Wikipedia — side-effects

In a recent blog post, Nicholas Carr talked about the “centripetal web” — the increasing concentration and dominance of a few sites that seem to suck in links, attention and traffic. Carr says something interesting:

Wikipedia provides a great example of the formative power of the web’s centripetal force. The popular online encyclopedia is less the “sum” of human knowledge (a ridiculous idea to begin with) than the black hole of human knowledge. At heart a vast exercise in cut-and-paste paraphrasing (it explicitly bans original thinking), Wikipedia first sucks in content from other sites, then it sucks in links, then it sucks in search results, then it sucks in readers. One of the untold stories of Wikipedia is the way it has siphoned traffic from small, specialist sites, even though those sites often have better information about the topics they cover. Wikipedia articles have become the default external link for many creators of web content, not because Wikipedia is the best source but because it’s the best-known source and, generally, it’s “good enough.” Wikipedia is the lazy man’s link, and we’re all lazy men, except for those of us who are lazy women.

This is an important and oft-overlooked point: when saying whether something is good or bad, we need to look not just at the benefit it provides, but also at the opportunity cost. In the case of Wikipedia, there is at least some opportunity cost: people seeking those answers may well have gone to the “specialist sites” instead of to Wikipedia.

Of course, it’s possible to argue that specialist sites of the required quality do not exist, but it can again be argued, in a counter-response, that specialist sites would have existed in greater number and greater quality if Wikipedia didn’t exist, or at any rate, if Wikipedia weren’t so much of a default. It might be argued, for instance, that of all the free labor donated to Wikipedia, at least a fraction of it could have gone into developing and improving existing “specialist sites”. As I described in another blog post, the very structure of Wikipedia creates strong disincentives for competition.

Wikipedia, Mathworld and Planetmath

In 2003, at a time when I was in high school and used a dial-up to connect to the Internet, I was delighted to find a wonderful resource called Mathworld. I devoured Mathworld for all the hundreds of triangle centers it contained information on, and I eagerly awaited the expansion of Mathworld in other areas where it didn’t have much content. I was on a dial-up connection, so I saved many of the pages for referencing offline.

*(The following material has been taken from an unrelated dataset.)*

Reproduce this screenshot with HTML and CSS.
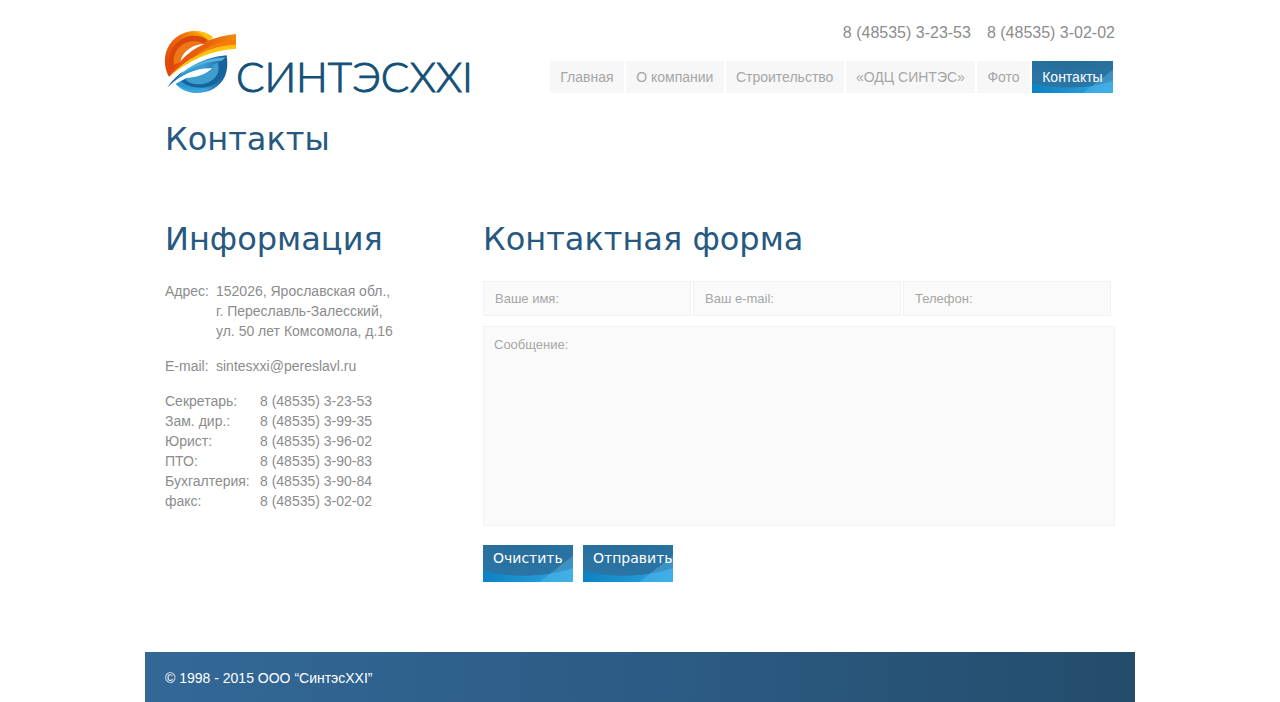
FILE: index.html
```html
<!DOCTYPE html>
<html lang="ru">
<head>
<meta charset="utf-8">
<meta name="viewport" content="width=device-width, initial-scale=1">
<title>СинтэсXXI — Контакты</title>
<link rel="stylesheet" href="styles.css">
</head>
<body>
<div class="page">
  <header class="header">
    <a class="logo" href="#" aria-label="СИНТЭС XXI">
      <svg width="306" height="62" viewBox="0 0 306 62">
        <defs>
          <linearGradient id="ring" x1="0" y1="1" x2="1" y2="0"><stop offset="0" stop-color="#e03c0c"/><stop offset=".6" stop-color="#ee6a0c"/><stop offset="1" stop-color="#ffc400"/></linearGradient>
          <linearGradient id="ribbon" x1="0" y1="0" x2="1" y2="0"><stop offset="0" stop-color="#e84e0c"/><stop offset=".6" stop-color="#e8650c"/><stop offset="1" stop-color="#f58a0c"/></linearGradient>
          <linearGradient id="water" x1="0" y1="0" x2="1" y2="0"><stop offset="0" stop-color="#2090d0"/><stop offset=".6" stop-color="#3a9fd4"/><stop offset="1" stop-color="#155a90"/></linearGradient>
        </defs>
        <g transform="translate(-5 -6) scale(.3333)">
          <path fill="url(#ring)" d="M27 155C4 112 15 62 50 36C84 11 130 13 159 37C149 47 140 53 130 58C100 59 72 75 60 112C55 128 40 144 27 155Z"/>
          <path fill="#d94808" d="M33 135C18 92 40 51 78 37C105 27 130 35 144 46L130 58C100 59 72 75 60 112Z"/>
          <path fill="#ef7616" d="M42 119C36 87 57 54 96 49C110 47 122 50 131 56C99 59 72 75 60 112Z"/>
          <path fill="#ffc20e" d="M105 18C126 18 145 25 159 37L148 46C137 36 123 25 105 18Z"/>
          <path fill="url(#ribbon)" d="M60 112C91 70 143 36 228 27L228 57C158 62 101 86 27 155C35 140 47 124 60 112Z"/>
          <path fill="#fff" d="M61 108C71 74 101 58 133 57C108 67 84 84 61 108Z"/>
          <path fill="#ffc40a" d="M228 57L228 71C150 76 87 106 27 155C88 93 155 63 228 57Z"/>
          <path fill="#f77d0a" d="M228 45L228 59C175 62 136 75 94 102C133 67 175 49 228 45Z"/>
          <g transform="scale(1 1.04)">
            <path fill="url(#water)" d="M22 180C73 120 137 92 200 87C207 133 195 164 162 183C126 203 78 199 47 170C58 163 69 158 81 153C101 152 133 147 157 125C114 123 67 139 22 180Z"/>
            <path fill="#17649c" d="M196 94C204 132 185 163 154 175C122 187 84 179 63 163L81 153C115 160 147 153 166 121L184 100Z"/>
            <path fill="#3d9dce" d="M173 108C184 139 163 164 128 170C108 173 88 169 76 157L81 153C111 153 139 149 157 125L157 116Z"/>
            <path fill="#55b2df" d="M83 128C119 105 159 95 197 93L185 103C151 104 109 114 62 143Z"/>
            <path fill="#164d80" d="M22 180C37 159 54 144 72 132C57 147 40 163 22 180Z"/>
            <path fill="#37a7df" d="M47 170C80 189 121 194 156 178C127 203 78 202 47 170Z"/>
          </g>
        </g>
        <text class="wordmark" x="71" y="61">СИНТЭС</text>
        <text class="wordmark" x="308" y="61" text-anchor="end">XXI</text>
      </svg>
    </a>
    <div class="header-side">
      <div class="phones"><span>8 (48535) 3-23-53</span><span>8 (48535) 3-02-02</span></div>
      <nav class="menu">
        <a href="#">Главная</a>
        <a href="#">О компании</a>
        <a href="#">Строительство</a>
        <a href="#">«ОДЦ СИНТЭС»</a>
        <a href="#">Фото</a>
        <a class="glossy" href="#" aria-current="page">Контакты</a>
      </nav>
    </div>
  </header>
  <main class="main">
    <h1>Контакты</h1>
    <div class="columns">
      <section class="info">
        <h2>Информация</h2>
        <table class="address">
          <tr><th scope="row">Адрес:</th><td>152026, Ярославская обл.,<br>г. Переславль-Залесский,<br>ул. 50 лет Комсомола, д.16</td></tr>
          <tr><th scope="row">E-mail:</th><td>sintesxxi@pereslavl.ru</td></tr>
        </table>
        <table class="staff">
          <tr><th scope="row">Секретарь:</th><td>8 (48535) 3-23-53</td></tr>
          <tr><th scope="row">Зам. дир.:</th><td>8 (48535) 3-99-35</td></tr>
          <tr><th scope="row">Юрист:</th><td>8 (48535) 3-96-02</td></tr>
          <tr><th scope="row">ПТО:</th><td>8 (48535) 3-90-83</td></tr>
          <tr><th scope="row">Бухгалтерия:</th><td>8 (48535) 3-90-84</td></tr>
          <tr><th scope="row">факс:</th><td>8 (48535) 3-02-02</td></tr>
        </table>
      </section>
      <section class="contact">
        <h2>Контактная форма</h2>
        <form>
          <div class="fields">
            <input type="text" aria-label="Ваше имя" placeholder="Ваше имя:">
            <input type="email" aria-label="Ваш e-mail" placeholder="Ваш e-mail:">
            <input type="tel" aria-label="Телефон" placeholder="Телефон:">
          </div>
          <textarea aria-label="Сообщение" placeholder="Сообщение:"></textarea>
          <div class="buttons">
            <button class="glossy" type="reset">Очистить</button>
            <button class="glossy" type="submit">Отправить</button>
          </div>
        </form>
      </section>
    </div>
  </main>
  <footer class="footer">© 1998 - 2015 ООО “СинтэсXXI”</footer>
</div>
</body>
</html>
```
FILE: styles.css
```css
* { box-sizing: border-box; }
body {
  margin: 0;
  background: #fff;
  color: #8c8c8c;
  font: 14px/20px "Liberation Sans", Arial, sans-serif;
}
.page {
  display: flex;
  flex-direction: column;
  max-width: 990px;
  min-height: 100vh;
  margin: 0 auto;
}
.header {
  display: flex;
  justify-content: space-between;
  align-items: flex-end;
  padding: 23px 20px 0;
}
.logo { display: block; }
.logo svg { display: block; overflow: visible; }
.wordmark {
  font: 300 42px Lato, "Open Sans", sans-serif;
  fill: #125078;
  stroke: #125078;
  stroke-width: 1px;
}
.header-side {
  display: flex;
  flex: 0 1 565px;
  flex-direction: column;
  gap: 18px;
}
.phones {
  display: flex;
  justify-content: flex-end;
  gap: 16px;
  font-size: 16px;
}
.menu {
  display: flex;
  gap: 2px;
  padding-right: 2px;
}
.menu a {
  flex: auto;
  padding: 6px 9px;
  background-color: #f7f7f7;
  color: #a6a6a6;
  text-align: center;
  text-decoration: none;
  white-space: nowrap;
}
.menu .glossy, .glossy {
  color: #fff;
  background:
    linear-gradient(142deg, transparent 75%, rgba(91, 190, 240, .4) 76%) no-repeat,
    radial-gradient(ellipse 90% 100% at 45% -16%, #266b98 0, #2b75a5 98%, transparent 100%) no-repeat,
    linear-gradient(90deg, #0d82c4, #30a5e2);
}
.main { flex: 1; padding: 22px 20px 70px; }
h1, h2 {
  margin: 0;
  color: #265880;
  font: 32px/48px "DejaVu Sans", sans-serif;
}
.columns {
  display: grid;
  grid-template-columns: 318px 1fr;
  margin-top: 52px;
}
h2 { margin-bottom: 18px; }
table { border-collapse: collapse; }
th, td {
  padding: 0;
  font-weight: normal;
  text-align: left;
  vertical-align: top;
}
.address th { width: 51px; }
.address td { padding-bottom: 15px; }
.staff th { width: 95px; }
.fields {
  display: grid;
  grid-template-columns: repeat(3, 1fr);
  gap: 2px;
  padding-right: 4px;
}
input, textarea {
  display: block;
  width: 100%;
  border: 1px solid #f2f2f2;
  border-radius: 0;
  background: #fafafa;
  color: #a6a6a6;
  font: 13px/15px "Liberation Sans", Arial, sans-serif;
}
input { height: 35px; padding: 0 11px; }
::placeholder { color: #a6a6a6; opacity: 1; }
textarea {
  height: 200px;
  margin-top: 10px;
  padding: 10px;
  resize: none;
}
.buttons {
  display: flex;
  gap: 10px;
  margin-top: 19px;
}
button {
  width: 90px;
  height: 37px;
  padding: 3px 0 14px 10px;
  border: 0;
  overflow: hidden;
  font: 14px/20px "DejaVu Sans", sans-serif;
  text-align: left;
  white-space: nowrap;
}
.footer {
  padding: 16px 20px 14px;
  background: linear-gradient(90deg, #336897, #2c5c85 50%, #244c6b);
  color: #fff;
}
```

Later, in 2004, I discovered Planetmath. It wasn’t as beautifully done as Mathworld (Planetmath relies on a large contributor pool with little editorial control, as opposed to Mathworld, that has a small central team headed by Eric Weisstein that vets every entry before publication). But, perhaps because of less vetting and fewer editing restrictions, Planetmath had entries on many of the topics where Mathworld lacked entries. I found myself using both these resources, and was appreciative of the strengths and weaknesses of both models.

A litte later in the year, I discovered Wikipedia. At the time, Wikipedia was fresh and young — some of the policies such as notability and verifiability had not been formulated in their current form, and many of the issues Wikipedia currently faces were non-existent. Wikipedia’s model was even more skewed towards ease of editing. It didn’t have the production quality looks of Mathworld or the friendly fontfaces of Planetmath, but the page structure and category structure was pretty nice. Yet another addition to my repository, I thought.

Today, Wikipedia stands as one of the most dominant websites (it is ranked 8 in the Alexa rankings, for instance). More important, Wikipedia enjoyed steady growth both in contributions and usage until 2007 (contribution dropped a little in 2008). Planetmath and Mathworld, that fit Nicholas Carr’s description of “specialist sites”, on the other hand, haven’t grown that visibly. They haven’t floundered either — they continue to be at least as good as they were four years ago, and they continue to attract similar amounts of traffic. But there’s this nagging feeling I get that Wikipedia really did steal the thunder — in the absence of Wikipedia, there would have been more contributions to these sites, and more usage of these sites.

The relation between Wikipedia and Planetmath is of particular note. In 2004, Wikipedia wasn’t great when it came to math articles — a lot of expansion needed to be done to make it competitive. Planetmath released all of its articles under the GNU Free Documentation License — the same license as Wikipedia. Basically, this meant that Wikipedia could copy Planetmath articles as long as the Wikipedia article acknowledged the Planetmath article as its source. Not surprisingly, many of the Planetmath articles on topics that Wikipedia didn’t have were copied. Of course, the Planetmath page was linked to, but we know where the subsequent action involved with “developing” the articles happened — Wikipedia.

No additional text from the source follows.